Speakers: Dan Jacobson, PhD

Dan Jacobson, PhD

Chief Scientist for Computational Systems Biology
Oak Ridge National Laboratory

 

Dan’s research focuses on understanding the complex sets of interactions of molecules of all types (across all omics layers) in cells that lead to phenotypes, traits and disease states in organisms and how all of that is conditional on the surrounding environment.  His research team applies these approaches to grand challenges in bioenergy, sustainable agriculture, ecosystems, zoonotic spillover and human health (and the intersections among those areas, i.e., One Health).

Recently, Dan’s lab has been doing a range of research to address the COVID-19 pandemic, including studies of the molecular evolution and pathogenic elements of coronaviruses, molecular mechanisms for human pathogenesis (and identification of potential new therapies), clinical predictors of disease severity, environmental variables that affect COVID-19 disease outcomes and the prediction and prevention of future zoonotic spillovers/pandemics.  For this work Dan has been awarded the 2021 Secretary of Energy’s Achievement Award and the 2020 HPCwire Top HPC-enabled Science Award.

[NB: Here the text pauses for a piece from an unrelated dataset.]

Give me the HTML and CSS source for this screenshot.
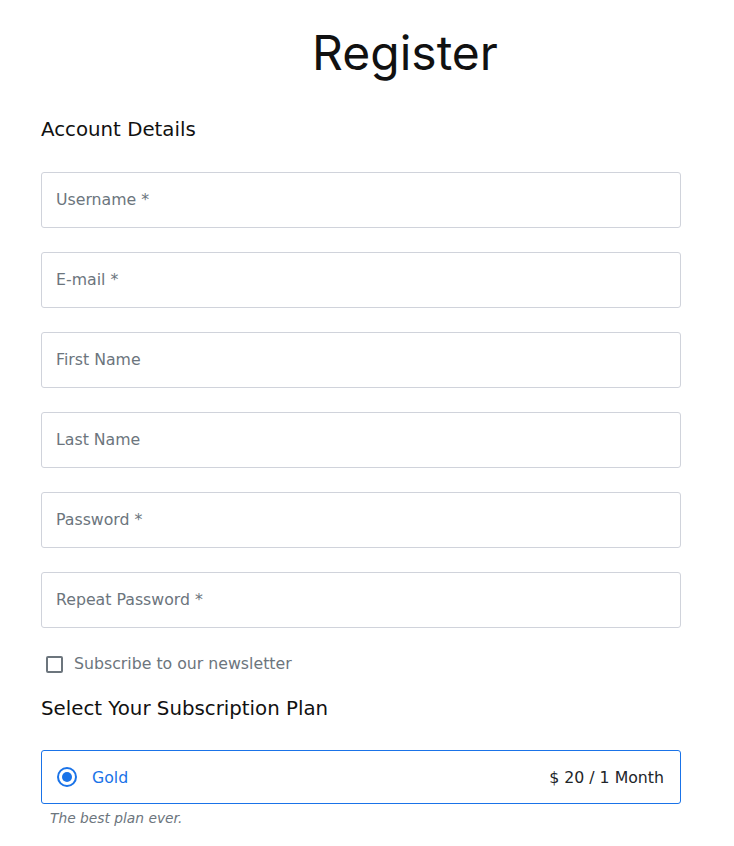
FILE: index.html
```html
<!DOCTYPE html>
<html>
<head>
<meta charset="utf-8">
<link rel="stylesheet" href="styles.css">
</head>
<body>
<div class="page">
  <h1 class="title">Register</h1>
  <h2 class="section">Account Details</h2>
  <div class="fields">
    <div class="field"><input type="text" placeholder="Username *"></div>
    <div class="field"><input type="text" placeholder="E-mail *"></div>
    <div class="field"><input type="text" placeholder="First Name"></div>
    <div class="field"><input type="text" placeholder="Last Name"></div>
    <div class="field"><input type="password" placeholder="Password *"></div>
    <div class="field"><input type="password" placeholder="Repeat Password *"></div>
  </div>
  <label class="check">
    <span class="box"></span>
    <span class="check-label">Subscribe to our newsletter</span>
  </label>
  <h2 class="section section-plan">Select Your Subscription Plan</h2>
  <div class="plan">
    <span class="radio"><span class="dot"></span></span>
    <span class="plan-name">Gold</span>
    <span class="plan-price">$ 20 / 1 Month</span>
  </div>
  <p class="hint">The best plan ever.</p>
</div>
</body>
</html>
```

FILE: styles.css
```css
html, body {
  margin: 0;
  padding: 0;
  background: #ffffff;
}
body {
  font-family: "DejaVu Sans", sans-serif;
  color: #212529;
}
.page {
  width: 640px;
  padding-left: 41px;
  display: flex;
  flex-direction: column;
}
.title {
  margin: 24px 0 0 0;
  padding-left: 88px;
  text-align: center;
  font-family: "Inter", sans-serif;
  font-weight: 400;
  font-size: 48px;
  line-height: 58px;
  color: #111111;
}
.section {
  margin: 36px 0 0 0;
  font-weight: 400;
  font-size: 19.8px;
  line-height: 24px;
  color: #111111;
}
.section-plan {
  margin-top: 21px;
}
.fields {
  margin-top: 30px;
  display: flex;
  flex-direction: column;
  gap: 24px;
}
.field input {
  box-sizing: border-box;
  display: block;
  width: 640px;
  height: 56px;
  border: 1px solid #d0d3db;
  border-radius: 3px;
  padding: 0 14px 1px 14px;
  font-family: "DejaVu Sans", sans-serif;
  font-size: 15.75px;
  color: #212529;
  background: #fff;
  outline: none;
}
.field input::placeholder {
  color: #6c757d;
  opacity: 1;
}
.check {
  margin-top: 24px;
  display: flex;
  align-items: center;
  height: 24px;
  gap: 11px;
  padding-left: 5px;
}
.box {
  box-sizing: border-box;
  width: 17px;
  height: 17px;
  border: 2px solid #6c757d;
  border-radius: 2px;
}
.check-label {
  font-size: 15.75px;
  line-height: 24px;
  color: #6c757d;
}
.plan {
  margin-top: 29px;
  box-sizing: border-box;
  height: 54px;
  border: 1px solid #1a73e8;
  border-radius: 3px;
  display: flex;
  align-items: center;
  padding: 0 16px 0 15px;
}
.radio {
  box-sizing: border-box;
  width: 20px;
  height: 20px;
  border: 2px solid #1a73e8;
  border-radius: 50%;
  display: flex;
  align-items: center;
  justify-content: center;
}
.dot {
  width: 10px;
  height: 10px;
  border-radius: 50%;
  background: #1a73e8;
}
.plan-name {
  margin-left: 15px;
  font-size: 15.75px;
  color: #1a73e8;
  flex: 1;
}
.plan-price {
  font-size: 15.75px;
  color: #212529;
}
.hint {
  margin: 4px 0 0 9px;
  font-size: 13.8px;
  line-height: 20px;
  font-style: italic;
  color: #6c757d;
}
```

Dan’s team was the first group to break the Exascale barrier and is happy to have done so for a biology project.  Dan’s lab has continued to push the boundaries of computational science and at present, the latest 9.4 Exaops calculation is the fastest scientific calculation ever done anywhere in the world. Their first Exascale project led to this team being awarded the 2018 Gordon Bell Prize (the first ever for Systems Biology).  Dan’s career as a computational systems biologist has included leadership roles in academic, corporate, NGO and national lab settings. His lab focuses on the development and subsequent application of mathematical, statistical and computational methods to biological datasets in order to yield new insights into complex biological systems.  His lab’s approaches include the use of Network Theory and Topology Discovery/Clustering, Wavelet Theory, AI, and explainable-AI, together with traditional and more advanced supercomputing architectures.  Areas of statistics of particular interest to his lab include the use of both frequentist (parametric and non-parametric) and Bayesian methods as well as the development of new methods for Genome-Wide Epistasis Studies (GWES).  These mathematical and statistical methods are applied to various population and (meta)multiomics data sets (Genomics, Phylogenomics, Transcriptomics, Proteomics, Metabolomics, Microbiomics, Viriomics, Phytobiomics, Chemiomics, etc.) individually as well as in combination in an attempt to better understand the functional relationships as well as biosynthesis, signaling, transcriptional, translational, degradation and kinetic regulatory networks at play in biological organisms and communities. His group takes a broad view of biological complexity and evolution that stretches from viruses to microbes to plants to humans. ORNL is home to some of the world’s largest supercomputers and thus his lab uses petascale and exascale computing to analyze and model complex biological systems.

 

Supercomputing and Systems Biology for a One Health Framework: AI for Agriculture, Sustainability, Human Health, and Pandemic Prevention

The cost of generating biological and environmental data is dropping exponentially, resulting in increased data that has far outstripped the predictive growth in computational power from Moore’s Law. This flood of data has opened a new era of systems biology in which there are unprecedented opportunities to gain insights into complex biological systems. Integrated biological models need to capture the higher order complexity of the interactions among cellular components. Solving such complex combinatorial problems will give us extraordinary levels of understanding of biological systems. Paradoxically, understanding higher order sets of relationships among biological objects leads to a combinatorial explosion in the search space of biological data. These exponentially increasing volumes of data, combined with the desire to model more and more sophisticated sets of relationships within a cell, across an organism and up to ecosystems and, in fact, climatological scales, have led to a need for computational resources and sophisticated algorithms that can make use of such datasets. The traits or phenotypes of an organism, including its adaptation to its surrounding environment and the interactions with its microbiome, are the result of orchestrated, hierarchical, heterogeneous collections of expressed genomic variants regulated by and related to biotic and abiotic signals. However, the effects of these variants can be viewed as the result of historic selective pressure and current environmental as well as epigenetic interactions, and, as such, their co-occurrence can be seen as genome- and omic-wide associations in a number of different manners. We have developed supercomputing and explainable-AI approaches to find complex epistatic architectures responsible for all measurable phenotypes as well as an organism’s ability to adapt to its environment and detect and modulate its microbiome. The result is a comprehensive systems biology model of an organism and how it has adapted to and responds to its abiotic and biotic environment which has applications in agriculture, sustainability, human health and pandemic prevention.